At this third layer we look for deeper associations, metaphors, puns, and plays on words. We follow the associations to elements that were not necessarily contained in the original dream, but that the dream may have been pointing toward to help us connect that period of her life with her present-day life. I ask if the possibilities of burning with love or burning with passion for something resonated. Was she burning mad about something then? At this time in her life in college, was she learning of something new that lit her up, that caught fire in her imagination? By stretching out the possible metaphors, Joann was able to access meaning and emotion beyond her initial responses. She had studied anthropology in school and was lit up by the idea of ancient connections of peoples across time and distance and recalled learning how the acquisition of fire helped to change the lives of hunter-gatherers to farmer-householders.
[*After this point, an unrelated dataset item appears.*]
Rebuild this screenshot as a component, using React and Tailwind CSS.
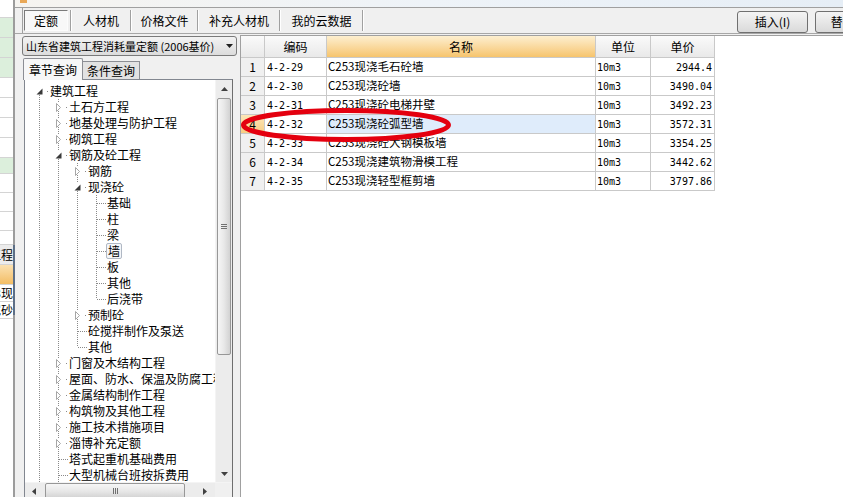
import React from 'react';

const DOT = '#8a8a8a';

function Guide({ on }) {
  return (
    <svg width="19" height="16" className="shrink-0 block" shapeRendering="crispEdges">
      {on && <line x1="9.5" y1="0" x2="9.5" y2="16" stroke={DOT} strokeDasharray="1 1" />}
    </svg>
  );
}

function Node({ kind, first, last }) {
  const exp = kind !== 'leaf';
  return (
    <svg width="19" height="16" className="shrink-0 block" shapeRendering="crispEdges">
      {exp ? (
        <>
          {!first && <line x1="9.5" y1="0" x2="9.5" y2="4" stroke={DOT} strokeDasharray="1 1" />}
          {!last && <line x1="9.5" y1="12" x2="9.5" y2="16" stroke={DOT} strokeDasharray="1 1" />}
          <rect x="17" y="8" width="1" height="1" fill={DOT} />
        </>
      ) : (
        <>
          <line x1="9.5" y1="0" x2="9.5" y2={last ? 8 : 16} stroke={DOT} strokeDasharray="1 1" />
          <line x1="10" y1="8.5" x2="19" y2="8.5" stroke={DOT} strokeDasharray="1 1" />
        </>
      )}
      {kind === 'closed' && (
        <polygon points="7.5,4.5 11.5,8.5 7.5,12.5" fill="white" stroke="#a6a6a6" strokeWidth="1" shapeRendering="geometricPrecision" />
      )}
      {kind === 'open' && (
        <polygon points="12.5,5.5 12.5,11.5 6.5,11.5" fill="#3a3a3a" shapeRendering="geometricPrecision" />
      )}
    </svg>
  );
}

const T = true;
const tree = [
  { l: '建筑工程', g: [], k: 'open', first: true },
  { l: '土石方工程', g: [T], k: 'closed' },
  { l: '地基处理与防护工程', g: [T], k: 'closed' },
  { l: '砌筑工程', g: [T], k: 'closed' },
  { l: '钢筋及砼工程', g: [T], k: 'open' },
  { l: '钢筋', g: [T, T], k: 'closed' },
  { l: '现浇砼', g: [T, T], k: 'open' },
  { l: '基础', g: [T, T, T], k: 'leaf' },
  { l: '柱', g: [T, T, T], k: 'leaf' },
  { l: '梁', g: [T, T, T], k: 'leaf' },
  { l: '墙', g: [T, T, T], k: 'leaf', sel: true },
  { l: '板', g: [T, T, T], k: 'leaf' },
  { l: '其他', g: [T, T, T], k: 'leaf' },
  { l: '后浇带', g: [T, T, T], k: 'leaf', last: true },
  { l: '预制砼', g: [T, T], k: 'closed' },
  { l: '砼搅拌制作及泵送', g: [T, T], k: 'leaf' },
  { l: '其他', g: [T, T], k: 'leaf', last: true },
  { l: '门窗及木结构工程', g: [T], k: 'closed' },
  { l: '屋面、防水、保温及防腐工程', g: [T], k: 'closed' },
  { l: '金属结构制作工程', g: [T], k: 'closed' },
  { l: '构筑物及其他工程', g: [T], k: 'closed' },
  { l: '施工技术措施项目', g: [T], k: 'closed' },
  { l: '淄博补充定额', g: [T], k: 'closed' },
  { l: '塔式起重机基础费用', g: [T], k: 'leaf' },
  { l: '大型机械台班按拆费用', g: [T], k: 'leaf' },
];

function TreeRow({ r }) {
  return (
    <div className="flex h-[16px] items-center whitespace-nowrap shrink-0">
      <div className="w-[5px] shrink-0" />
      {r.g.map((g, i) => (
        <Guide key={i} on={g} />
      ))}
      <Node kind={r.k} first={r.first} last={r.last} />
      {r.sel ? (
        <span className="ml-[0px] text-[12px] leading-[14px] px-[1px] border border-[#b0b8c4] rounded-[2px] bg-[#f4f6f9]">{r.l}</span>
      ) : (
        <span className="ml-[1px] text-[12px] leading-[16px]">{r.l}</span>
      )}
    </div>
  );
}

function VScroll() {
  return (
    <div className="w-[17px] shrink-0 flex flex-col bg-[#ececec] border-l border-[#f4f4f4]">
      <div className="h-[17px] shrink-0 flex items-center justify-center">
        <svg width="7" height="4"><polygon points="0,4 3.5,0 7,4" fill="#404040" /></svg>
      </div>
      <div className="mt-[1px] h-[257px] shrink-0 mx-[1px] rounded-[2px] border border-[#979797] bg-gradient-to-r from-[#f6f6f6] via-[#e8e8e8] to-[#d2d2d2] flex items-center justify-center">
        <div className="flex flex-col gap-[1px]">
          <div className="w-[6px] h-[1px] bg-[#707070]" />
          <div className="w-[6px] h-[1px] bg-[#707070]" />
          <div className="w-[6px] h-[1px] bg-[#707070]" />
        </div>
      </div>
      <div className="flex-1" />
      <div className="h-[17px] shrink-0 flex items-center justify-center">
        <svg width="7" height="4"><polygon points="0,0 7,0 3.5,4" fill="#404040" /></svg>
      </div>
    </div>
  );
}

function HScroll() {
  return (
    <div className="h-[17px] shrink-0 flex bg-[#ececec] border-t border-[#f4f4f4]">
      <div className="w-[190px] flex items-stretch">
        <div className="w-[18px] shrink-0 flex items-center justify-center">
          <svg width="4" height="7"><polygon points="4,0 0,3.5 4,7" fill="#404040" /></svg>
        </div>
        <div className="ml-[2px] w-[140px] shrink-0 rounded-[2px] border border-[#979797] bg-gradient-to-b from-[#f6f6f6] via-[#e8e8e8] to-[#d2d2d2] flex items-center justify-center">
          <div className="flex gap-[1px]">
            <div className="w-[1px] h-[6px] bg-[#707070]" />
            <div className="w-[1px] h-[6px] bg-[#707070]" />
            <div className="w-[1px] h-[6px] bg-[#707070]" />
          </div>
        </div>
        <div className="flex-1 flex items-center justify-end pr-[8px]">
          <svg width="4" height="7"><polygon points="0,0 4,3.5 0,7" fill="#404040" /></svg>
        </div>
      </div>
      <div className="flex-1 bg-[#f0f0f0]" />
    </div>
  );
}

function LeftPanel() {
  return (
    <div className="w-[225px] shrink-0 flex flex-col pl-[7px]">
      <div className="mt-[2px] h-[20px] w-[215px] shrink-0 rounded-[3px] border border-[#7a7a7a] bg-gradient-to-b from-[#f3f3f3] to-[#dcdcdc] flex items-center">
        <div className="w-[196px] overflow-hidden whitespace-nowrap pl-[3px] text-[11px] leading-[18px]">山东省建筑工程消耗量定额 (2006基价)</div>
        <svg width="7" height="4" className="ml-[7px]"><polygon points="0,0 7,0 3.5,4" fill="#202020" /></svg>
      </div>
      <div className="mt-[2px] h-[21px] shrink-0 flex items-end">
        <div className="ml-[1px] w-[60px] h-[22px] flex items-center justify-center text-[12px] border border-b-0 border-[#8c8e94] bg-[#f7f7f7] rounded-t-[2px] relative top-[1px]">章节查询</div>
        <div className="w-[57px] h-[18px] flex items-center justify-center text-[12px] border border-l-0 border-b-0 border-[#8c8e94] bg-[#e2e2e2]">条件查询</div>
      </div>
      <div className="ml-[2px] w-[209px] h-[421px] shrink-0 border border-[#828790] border-r-[#6e6e6e] bg-white flex flex-col">
        <div className="flex-1 flex min-h-0">
          <div className="w-[190px] overflow-hidden pt-[3px] flex flex-col">
            {tree.map((r, i) => (
              <TreeRow key={i} r={r} />
            ))}
          </div>
          <VScroll />
        </div>
        <HScroll />
      </div>
    </div>
  );
}

const rows = [
  ['1', '4-2-29', 'C253现浇毛石砼墙', '10m3', '2944.4'],
  ['2', '4-2-30', 'C253现浇砼墙', '10m3', '3490.04'],
  ['3', '4-2-31', 'C253现浇砼电梯井壁', '10m3', '3492.23'],
  ['4', '4-2-32', 'C253现浇砼弧型墙', '10m3', '3572.31'],
  ['5', '4-2-33', 'C253现浇砼大钢模板墙', '10m3', '3354.25'],
  ['6', '4-2-34', 'C253现浇建筑物滑模工程', '10m3', '3442.62'],
  ['7', '4-2-35', 'C253现浇轻型框剪墙', '10m3', '3797.86'],
];

function Grid() {
  const B = 'border-r border-b border-[#c9c9c9] shrink-0';
  const mono = "font-['DejaVu_Sans_Mono',monospace] text-[10px]";
  return (
    <div className="flex-1 mt-[1px] border-l border-t border-[#a0a0a0] bg-white">
      <div className="flex h-[22px] text-[12px]">
        <div className={`${B} w-[24px] bg-gradient-to-b from-[#fafafa] to-[#e9e9e9]`} />
        <div className={`${B} w-[62px] bg-gradient-to-b from-[#fafafa] to-[#e9e9e9] flex items-center justify-center`}>编码</div>
        <div className={`${B} w-[269px] bg-gradient-to-b from-[#fdefcf] to-[#f6c46c] flex items-center justify-center`}>名称</div>
        <div className={`${B} w-[55px] bg-gradient-to-b from-[#fafafa] to-[#e9e9e9] flex items-center justify-center`}>单位</div>
        <div className={`${B} w-[64px] bg-gradient-to-b from-[#fafafa] to-[#e9e9e9] flex items-center justify-center`}>单价</div>
      </div>
      {rows.map((r, i) => {
        const sel = i === 3;
        return (
          <div key={i} className="flex h-[19px]">
            <div className={`${B} w-[24px] flex items-center justify-center text-[12px] ${sel ? 'bg-gradient-to-b from-[#fde7b8] to-[#f7cd83]' : 'bg-[#f0f0f0]'}`}>{r[0]}</div>
            <div className={`${B} w-[62px] flex items-center pl-[2px] ${mono}`}>{r[1]}</div>
            <div className={`${B} w-[269px] flex items-center pl-[1px] text-[11.5px] whitespace-nowrap ${sel ? 'bg-[#dfecfb]' : ''}`}>{r[2]}</div>
            <div className={`${B} w-[55px] flex items-center pl-[1px] ${mono}`}>{r[3]}</div>
            <div className={`${B} w-[64px] flex items-center justify-end pr-[2px] ${mono}`}>{r[4]}</div>
          </div>
        );
      })}
    </div>
  );
}

function Tabs() {
  const sep = <div className="w-[2px] h-[21px] shrink-0 border-l border-[#a0a0a0] border-r border-r-white" />;
  return (
    <div className="flex h-[26px] shrink-0 border-b border-[#a7a7a7]">
      <div className="ml-[7px] flex items-center border-l border-[#a0a0a0] shrink-0">
        <div className="ml-[1px] w-[44px] h-[21px] flex items-center justify-center text-[12px] border border-[#7b7b7b] border-r-[#fcfcfc] border-b-[#fcfcfc] bg-[#f8f8f8]">定额</div>
        <div className="w-[2px]" />
        {sep}
        <div className="w-[58px] text-center text-[12px]">人材机</div>
        {sep}
        <div className="w-[65px] text-center text-[12px]">价格文件</div>
        {sep}
        <div className="w-[80px] text-center text-[12px]">补充人材机</div>
        {sep}
        <div className="w-[81px] text-center text-[12px]">我的云数据</div>
        {sep}
      </div>
      <div className="ml-[373px] flex items-start pt-[3px] gap-[7px] shrink-0">
        <div className="w-[71px] h-[22px] shrink-0 rounded-[3px] border border-[#707070] bg-gradient-to-b from-[#f4f4f4] to-[#dadada] flex items-center justify-center text-[12px]">插入(I)</div>
        <div className="w-[71px] h-[22px] shrink-0 rounded-[3px] border border-[#707070] bg-gradient-to-b from-[#f4f4f4] to-[#dadada] flex items-center justify-center text-[12px]">替换(R)</div>
      </div>
    </div>
  );
}

const strip = [
  [18, 'bg-white', ''],
  [20, 'bg-[#dcefdc]', ''],
  [20, 'bg-[#dcefdc]', ''],
  [20, 'bg-[#dcefdc]', ''],
  [20, 'bg-white', ''],
  [20, 'bg-white', ''],
  [20, 'bg-white', ''],
  [20, 'bg-white', ''],
  [16, 'bg-[#dcefdc]', ''],
  [19, 'bg-white', ''],
  [19, 'bg-white', ''],
  [19, 'bg-white', ''],
  [14, 'bg-white', ''],
  [20, 'bg-[#ececec]', '工程'],
  [20, 'bg-gradient-to-b from-[#fbe1b0] to-[#f3bd63]', ''],
  [17, 'bg-white', 'C253现'],
  [17, 'bg-white', '水泥砂'],
];

function LeftStrip() {
  return (
    <div className="w-[13px] shrink-0 flex flex-col bg-white overflow-hidden">
      {strip.map(([h, bg, t], i) => (
        <div key={i} style={{ height: h }} className={`${bg} shrink-0 border-b border-[#d4d4d4] flex items-center justify-end overflow-hidden whitespace-nowrap text-[12px] leading-none`}>
          {t}
        </div>
      ))}
      <div className="flex-1 bg-white" />
    </div>
  );
}

function Frame() {
  return (
    <div className="w-[2px] shrink-0 flex flex-col">
      <div className="h-[245px] bg-[#9c9c9c]" />
      <div className="h-[70px] bg-[#5e6f86]" />
      <div className="flex-1 bg-[#9c9c9c]" />
    </div>
  );
}

export default function App() {
  return (
    <div className="relative w-[843px] h-[497px] overflow-hidden flex bg-white text-black font-['Noto_Sans_CJK_SC',sans-serif]">
      <LeftStrip />
      <Frame />
      <div className="w-[828px] shrink-0 flex flex-col bg-[#f0f0f0]">
        <div className="h-[8px] shrink-0 bg-gradient-to-r from-[#f6f4f0] via-[#eef3f8] to-[#e6eef6] border-b border-[#a0a0a0] flex">
          <div className="ml-[5px] w-[7px] h-[3px] bg-[#e9a857]" />
        </div>
        <Tabs />
        <div className="flex-1 flex min-h-0">
          <LeftPanel />
          <Grid />
        </div>
      </div>
      <svg className="absolute left-0 top-0 pointer-events-none" width="843" height="497">
        <ellipse cx="346" cy="125" rx="102.5" ry="14.5" fill="none" stroke="#e4000f" strokeWidth="5" />
      </svg>
    </div>
  );
}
She did not however go on in her career to pursue this work as an adult and missed the sensation of being fired up by her work or studies. So, in one way a house on fire was a positive for Joann, something she missed feeling. So, although she woke with a fear response, that was not the only truth for her in the dream. Fire is often a two-edged sword — both a tool and a danger.

This thought brought her to a transpersonal layer as well (Sod), and she resonated with current issues of climate change, the heating up of the planet, and the danger to current and subsequent generations. Now she was full circle to her studies of people and civilizations. A final question for her to ponder about this dream was then, “What does this dream want from you? What is the dream asking of you?” Sometimes the dream or nightmare comes with a message or an invitation for us and is inviting us to do something for ourselves or our planet. This takes us back to the personal layer of practical kabbalah. She went home to think about where she needed to re-engage with her passions and get fired up to take action in her life.